Googleshare

Googleshare (also called mindshare) is one of the most powerful
approaches to have fun with mining the web for data, and answers.
Here’s how it works; when you enter a single term or phrase into
Google, you get a certain page count. For example, you enter “Rolling
Stones” as phrase search and Google tells you there are about
10,500,000 pages on the web containing this phrase. Now you combine
this query with one of the Rolling Stones singers, searching for:
“Rolling Stones” “Mick Jagger”
This results in 1,470,000 pages.

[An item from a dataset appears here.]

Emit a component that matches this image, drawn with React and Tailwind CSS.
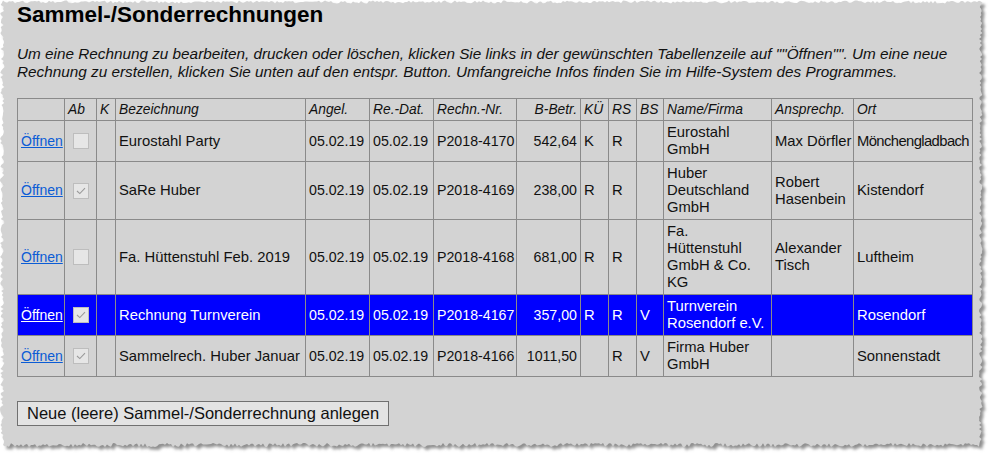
import React from "react";

// deterministic jitter for the torn paper edge
const makeRand = (seed) => () => {
  seed = (seed * 16807) % 2147483647;
  return (seed - 1) / 2147483646;
};

const tornPoints = () => {
  const r = makeRand(42);
  const pts = [];
  for (let x = 3; x <= 981; x += 2) pts.push([x, 0.5 + r() * 3]);
  for (let y = 3; y <= 443; y += 2) pts.push([979 + r() * 3.5, y]);
  for (let x = 979; x >= 3; x -= 2) pts.push([x, 443 + r() * 4]);
  for (let y = 443; y >= 3; y -= 2) pts.push([r() * 4.5, y]);
  return pts.map(([x, y]) => `${x.toFixed(1)},${y.toFixed(1)}`).join(" ");
};

const PAPER = tornPoints();

const cols = [47, 32, 19, 190, 64, 64, 83, 64, 28, 28, 27, 108, 82, 119];

const headers = [
  "", "Ab", "K", "Bezeichnung", "Angel.", "Re.-Dat.", "Rechn.-Nr.", "B-Betr.",
  "KÜ", "RS", "BS", "Name/Firma", "Ansprechp.", "Ort",
];

const rows = [
  { checked: false, name: "Eurostahl Party", angel: "05.02.19", redat: "05.02.19", nr: "P2018-4170", betr: "542,64", ku: "K", rs: "R", bs: "", firma: ["Eurostahl", "GmbH"], ansp: ["Max Dörfler"], ort: "Mönchengladbach" },
  { checked: true, name: "SaRe Huber", angel: "05.02.19", redat: "05.02.19", nr: "P2018-4169", betr: "238,00", ku: "R", rs: "R", bs: "", firma: ["Huber", "Deutschland", "GmbH"], ansp: ["Robert", "Hasenbein"], ort: "Kistendorf" },
  { checked: false, name: "Fa. Hüttenstuhl Feb. 2019", angel: "05.02.19", redat: "05.02.19", nr: "P2018-4168", betr: "681,00", ku: "R", rs: "R", bs: "", firma: ["Fa.", "Hüttenstuhl", "GmbH & Co.", "KG"], ansp: ["Alexander", "Tisch"], ort: "Luftheim" },
  { checked: true, selected: true, name: "Rechnung Turnverein", angel: "05.02.19", redat: "05.02.19", nr: "P2018-4167", betr: "357,00", ku: "R", rs: "R", bs: "V", firma: ["Turnverein", "Rosendorf e.V."], ansp: [], ort: "Rosendorf" },
  { checked: true, name: "Sammelrech. Huber Januar", angel: "05.02.19", redat: "05.02.19", nr: "P2018-4166", betr: "1011,50", ku: "", rs: "R", bs: "V", firma: ["Firma Huber", "GmbH"], ansp: [], ort: "Sonnenstadt" },
];

const Check = ({ checked }) => (
  <span className="mx-auto flex h-[16px] w-[16px] items-center justify-center border border-[#bdbdbd] bg-[#e6e6e6]">
    {checked && (
      <svg width="10" height="8" viewBox="0 0 10 8">
        <path d="M1 4 L3.8 6.6 L9 1.2" fill="none" stroke="#9a9a9a" strokeWidth="1.1" />
      </svg>
    )}
  </span>
);

const Lines = ({ items }) => items.map((t, i) => <div key={i}>{t}</div>);

export default function App() {
  const td = "border border-[#8a8a8a] px-[3px] py-[3px] align-middle";
  const nw = `${td} whitespace-nowrap`;
  const num = `${nw} text-[14.2px]`;

  return (
    <div className="relative h-[456px] w-[990px] overflow-hidden bg-white font-['Liberation_Sans',Arial,sans-serif] text-[#111]">
      <svg className="absolute inset-0" width="990" height="456">
        <defs>
          <filter id="sh" x="-5%" y="-5%" width="110%" height="110%">
            <feGaussianBlur stdDeviation="1.6" />
          </filter>
        </defs>
        <polygon points={PAPER} fill="#8f8f8f" transform="translate(3 3)" filter="url(#sh)" />
        <polygon points={PAPER} fill="#d3d3d3" />
      </svg>

      <div className="relative pl-[17px] pt-[2px]">
        <h1 className="text-[22.5px] font-bold leading-[25px] text-black">Sammel-/Sonderrechnungen</h1>
        <p className="mt-[18px] w-[950px] text-[15.3px] italic leading-[18px]">
          Um eine Rechnung zu bearbeiten, drucken oder löschen, klicken Sie links in der gewünschten Tabellenzeile auf ""Öffnen"". Um eine neue Rechnung zu erstellen, klicken Sie unten auf den entspr. Button. Umfangreiche Infos finden Sie im Hilfe-System des Programmes.
        </p>

        <table className="mt-[17px] w-[956px] table-fixed border-collapse text-[14.8px] leading-[17px]">
          <colgroup>
            {cols.map((w, i) => (
              <col key={i} style={{ width: w }} />
            ))}
          </colgroup>
          <thead>
            <tr>
              {headers.map((h, i) => (
                <th
                  key={i}
                  className={`${nw} text-[13.8px] font-normal italic leading-[15px] ${i === 7 ? "text-right" : "text-left"}`}
                >
                  {h}
                </th>
              ))}
            </tr>
          </thead>
          <tbody>
            {rows.map((r, i) => (
              <tr key={i} className={r.selected ? "bg-[#0000ff] text-white" : ""}>
                <td className={nw}>
                  <a href="#" className={`text-[14px] underline ${r.selected ? "text-white" : "text-[#0b5cd5]"}`}>
                    Öffnen
                  </a>
                </td>
                <td className={td}>
                  <Check checked={r.checked} />
                </td>
                <td className={td}></td>
                <td className={nw}>{r.name}</td>
                <td className={num}>{r.angel}</td>
                <td className={num}>{r.redat}</td>
                <td className={num}>{r.nr}</td>
                <td className={`${num} text-right`}>{r.betr}</td>
                <td className={nw}>{r.ku}</td>
                <td className={nw}>{r.rs}</td>
                <td className={nw}>{r.bs}</td>
                <td className={nw}>
                  <Lines items={r.firma} />
                </td>
                <td className={nw}>
                  <Lines items={r.ansp} />
                </td>
                <td className={`${nw} ${r.ort.length > 12 ? "tracking-[-0.6px]" : ""}`}>{r.ort}</td>
              </tr>
            ))}
          </tbody>
        </table>

        <button className="mt-[24px] h-[25px] border border-[#707070] bg-[#e3e3e3] px-[9px] text-[16.5px] leading-[19px] text-[#111]">
          Neue (leere) Sammel-/Sonderrechnung anlegen
        </button>
      </div>
    </div>
  );
}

The percentage the second value has in
relation to the first is its “googleshare.” So Mick Jagger has a
googleshare of 14% with the Rolling Stones. This is very high; Keith
Richards only has a Rolling Stones googleshare of 5%. This makes
Mick Jagger the most popular in the band. Peter Smith, on the other
hand, has a googleshare of only 0.006% with the Stones – because he’s
not a band member, of course.
Here are some more googleshare examples:
Full House:
Ashley Olsen 1.46%
John Stamos 1.07%
Bob Saget 1.04%
Mary-Kate Olsen 0.97%
Dave Coulier 0.58%
Jodie Sweetin 0.56%
Tom Cruise:
Nicole Kidman 20.80%
Katie Holmes 16.34%
Penelope Cruz 7.51%
Mimi Rogers 0.57%
Star Wars 14.97%
Firewall 8.98%
Blade Runner 4.06%
Raiders of the Lost Ark 2.78%
The Fugitive 2.12%
Indiana Jones and the Last Crusade 1.43%
American Graffiti 1.13%
Six Days Seven Nights 0.9%
Regarding Henry 0.55%
The Mosquito Coast 0.5%
We can also find the googleshare for a specific year and an event. For
example, we can determine the googleshare for 1950 and “Disco,”

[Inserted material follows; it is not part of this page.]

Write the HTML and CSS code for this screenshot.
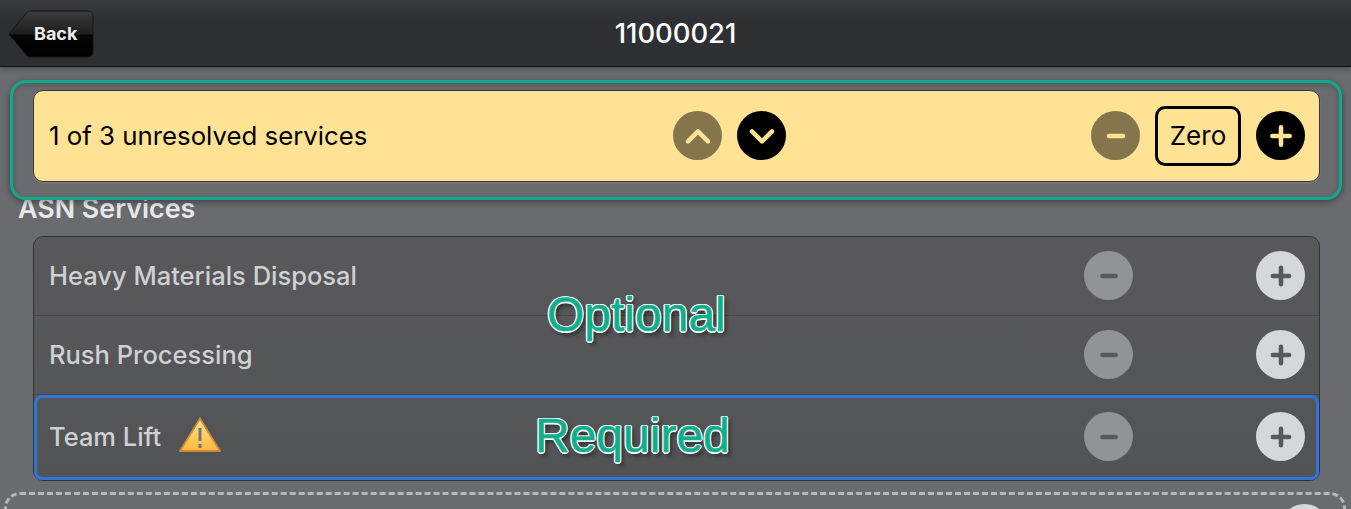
FILE: index.html
```html
<!DOCTYPE html>
<html lang="en">
<head>
<meta charset="utf-8">
<title>11000021</title>
<link rel="stylesheet" href="styles.css">
</head>
<body>
<header class="topbar">
  <a class="back"><svg class="back-shape" width="86" height="48" viewBox="0 0 86 48"><defs><linearGradient id="bk" x1="0" y1="0" x2="0" y2="1"><stop offset="0" stop-color="#3c3c3c"/><stop offset=".5" stop-color="#1e1e1e"/><stop offset=".52" stop-color="#050505"/><stop offset="1" stop-color="#000"/></linearGradient></defs><path d="M22 1H80a5 5 0 0 1 5 5V42a5 5 0 0 1-5 5H22a4 4 0 0 1-2.800-1.200L2 25.500a2 2 0 0 1 0-3L19.200 2.200A4 4 0 0 1 22 1Z" fill="url(#bk)" stroke="#151515"/></svg><span class="back-label">Back</span></a>
  <h1 class="title">11000021</h1>
</header>
<main class="content">
  <section class="status">
    <span class="status-text">1 of 3 unresolved services</span>
    <div class="nav-group">
      <button class="circle dark faded"><svg class="ico" viewBox="0 0 24 24"><path d="M4.500 16 12 8.500l7.500 7.500" class="glyph-y"/></svg></button>
      <button class="circle dark"><svg class="ico" viewBox="0 0 24 24"><path d="M4.500 8.500 12 16l7.500-7.500" class="glyph-y"/></svg></button>
    </div>
    <div class="qty-group">
      <button class="circle dark faded"><svg class="ico" viewBox="0 0 24 24"><path d="M6.700 12h10.600" class="glyph-y"/></svg></button>
      <span class="zero">Zero</span>
      <button class="circle dark"><svg class="ico" viewBox="0 0 24 24"><path d="M12 5.500v13M5.500 12h13" class="glyph-y"/></svg></button>
    </div>
  </section>
  <h2 class="section-title">ASN Services</h2>
  <ul class="services">
    <li class="service">
      <span class="service-name">Heavy Materials Disposal</span>
      <div class="service-qty">
        <button class="circle light faded"><svg class="ico" viewBox="0 0 24 24"><path d="M7 12h10" class="glyph-g"/></svg></button>
        <button class="circle light"><svg class="ico" viewBox="0 0 24 24"><path d="M12 5.900v12.200M5.900 12h12.200" class="glyph-g"/></svg></button>
      </div>
    </li>
    <li class="service">
      <span class="service-name">Rush Processing</span>
      <div class="service-qty">
        <button class="circle light faded"><svg class="ico" viewBox="0 0 24 24"><path d="M7 12h10" class="glyph-g"/></svg></button>
        <button class="circle light"><svg class="ico" viewBox="0 0 24 24"><path d="M12 5.900v12.200M5.900 12h12.200" class="glyph-g"/></svg></button>
      </div>
    </li>
    <li class="service required">
      <span class="service-name">Team Lift</span>
      <svg class="warn" width="44" height="38" viewBox="0 0 44 38"><defs><linearGradient id="wg" x1="0" y1="0" x2="0" y2="1"><stop offset="0" stop-color="#ffe48a"/><stop offset="1" stop-color="#ffb93e"/></linearGradient></defs><path d="M22 2.500 42 35H2Z" fill="url(#wg)" stroke="#c98a3c" stroke-width="1.800" stroke-linejoin="round"/><path d="M22 12v13" stroke="#6d7480" stroke-width="3"/><path d="M22 28v4" stroke="#6d7480" stroke-width="3"/></svg>
      <div class="service-qty">
        <button class="circle light faded"><svg class="ico" viewBox="0 0 24 24"><path d="M7 12h10" class="glyph-g"/></svg></button>
        <button class="circle light"><svg class="ico" viewBox="0 0 24 24"><path d="M12 5.900v12.200M5.900 12h12.200" class="glyph-g"/></svg></button>
      </div>
    </li>
  </ul>
  <section class="dropzone"><span class="circle light"></span></section>
</main>
<div class="callout"></div>
<span class="note note-optional">Optional</span>
<span class="note note-required">Required</span>
</body>
</html>
```
FILE: styles.css
```css
* { box-sizing: border-box; }
html, body { margin: 0; height: 509px; overflow: hidden; }
body { position: relative; font-family: Inter, "Liberation Sans", sans-serif; background: #6a6b6e; color: #000; }
.topbar { height: 67px; background: linear-gradient(#3a3b3e, #2f3033 30%, #2e2f32); border-bottom: 1px solid #111; position: relative; display: flex; align-items: center; justify-content: center; box-shadow: 0 2px 5px rgba(0,0,0,.25); }
.back { position: absolute; left: 8px; top: 9.500px; width: 86px; height: 48px; display: block; }
.back-shape { display: block; }
.back-label { position: absolute; left: 26px; top: 13px; font-size: 18px; line-height: 21px; font-weight: 700; color: #eee; }
.title { margin: 0; font-size: 27.400px; font-weight: 500; color: #fff; line-height: 30px; }
.content { height: 442px; padding: 23px 31px 0 33px; }
.status { height: 92px; background: #ffe294; border: 1px solid #333; border-radius: 10px; display: flex; align-items: center; padding: 0 14px 1px 15px; box-shadow: 0 1px 2px rgba(255,255,255,.15); }
.status-text { font-size: 25.800px; width: 624px; }
.nav-group { display: flex; gap: 15px; }
.qty-group { display: flex; gap: 15px; align-items: center; margin-left: auto; }
.circle { width: 49px; height: 49px; border-radius: 50%; border: 0; padding: 0; display: inline-flex; align-items: center; justify-content: center; flex: none; }
.dark { background: #000; }
.dark.faded { background: #84754d; }
.light { background: #d6d7d9; }
.light.faded { background: #929394; }
.ico { width: 32px; height: 32px; fill: none; stroke-linecap: round; stroke-linejoin: round; }
.glyph-y { stroke: #ffe294; stroke-width: 3.400; }
.glyph-g { stroke: #58595c; stroke-width: 3.400; }
.zero { width: 86px; height: 60px; border: 3px solid #000; border-radius: 10px; display: flex; align-items: center; justify-content: center; font-size: 26px; }
.section-title { margin: 10px 0 0 -15px; font-size: 26.850px; line-height: 32px; font-weight: 600; color: #e7e8ea; }
.services { list-style: none; margin: 12px 0 0; padding: 0; background: linear-gradient(#59595b, #525355); border: 1px solid #333; border-radius: 10px; }
.service { height: 79px; display: flex; align-items: center; padding: 0 14px 1px 15px; border-bottom: 1px solid #46474a; }
.service.required { height: 85px; border: 3px solid #2e74dc; border-radius: 8px; padding: 0 11px 2px 12px; }
.service-name { font-size: 25.500px; color: #cfd0d3; font-weight: 500; }
.service-qty { margin-left: auto; display: flex; gap: 123px; }
.warn { margin: 0 0 3px 17px; }
.dropzone { margin: 11px -26px 0 -29px; height: 60px; padding: 9px 14px 0 0; display: flex; justify-content: flex-end; border: 3px dashed #b6b7b9; border-radius: 16px; }
.callout { position: absolute; left: 10px; top: 80px; width: 1332px; height: 120px; border: 3px solid #0dab8d; border-radius: 16px; box-shadow: 0 2px 6px rgba(0,0,0,.4), inset 0 2px 6px rgba(0,0,0,.2); }
.note { position: absolute; font-family: "Liberation Sans", sans-serif; font-size: 48px; line-height: 56px; color: #0fae8d; -webkit-text-stroke: .5px #0fae8d; text-shadow: -1.500px 0 #fff, 1.500px 0 #fff, 0 -1.500px #fff, 0 1.500px #fff, -1px -1px #fff, 1px 1px #fff, -1px 1px #fff, 1px -1px #fff, 3px 4px 4px rgba(0,0,0,.5); }
.note-optional { left: 547px; top: 287px; }
.note-required { left: 535px; top: 408px; }
```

1951 and “Disco,” and so on for all years until 2005. We then
normalize this data by taking into account that some years are
represented more often on the web (for example, the year 1960 on its
own appears more often than the year 1961). What we get as result is a
peak year which shows us when this fad or person was on the height
of its fame, or when an event happened. I’ve created a tool called
“Centuryshare” as part of the FindForward search engine
As you can see, you can determine the googleshare for anything and
everything, really. Douwe Osinga, who currently works at Google
Zürich, created a project called “Land Geist” (see www.55fun.com/23.2 –
back then Douwe actually used search engine AllTheWeb, not Google,
to compile his data). Land Geist features different maps for different
words, like “holiday,” “rice” or “poverty.” The most popular countries
for holidays according to Land Geist are Mauritius, Cyprus and Spain.
Determining the “countryshare” for “Islam,” on the other hand,
returns Saudi Arabia, Afghanistan and Iran as top contenders.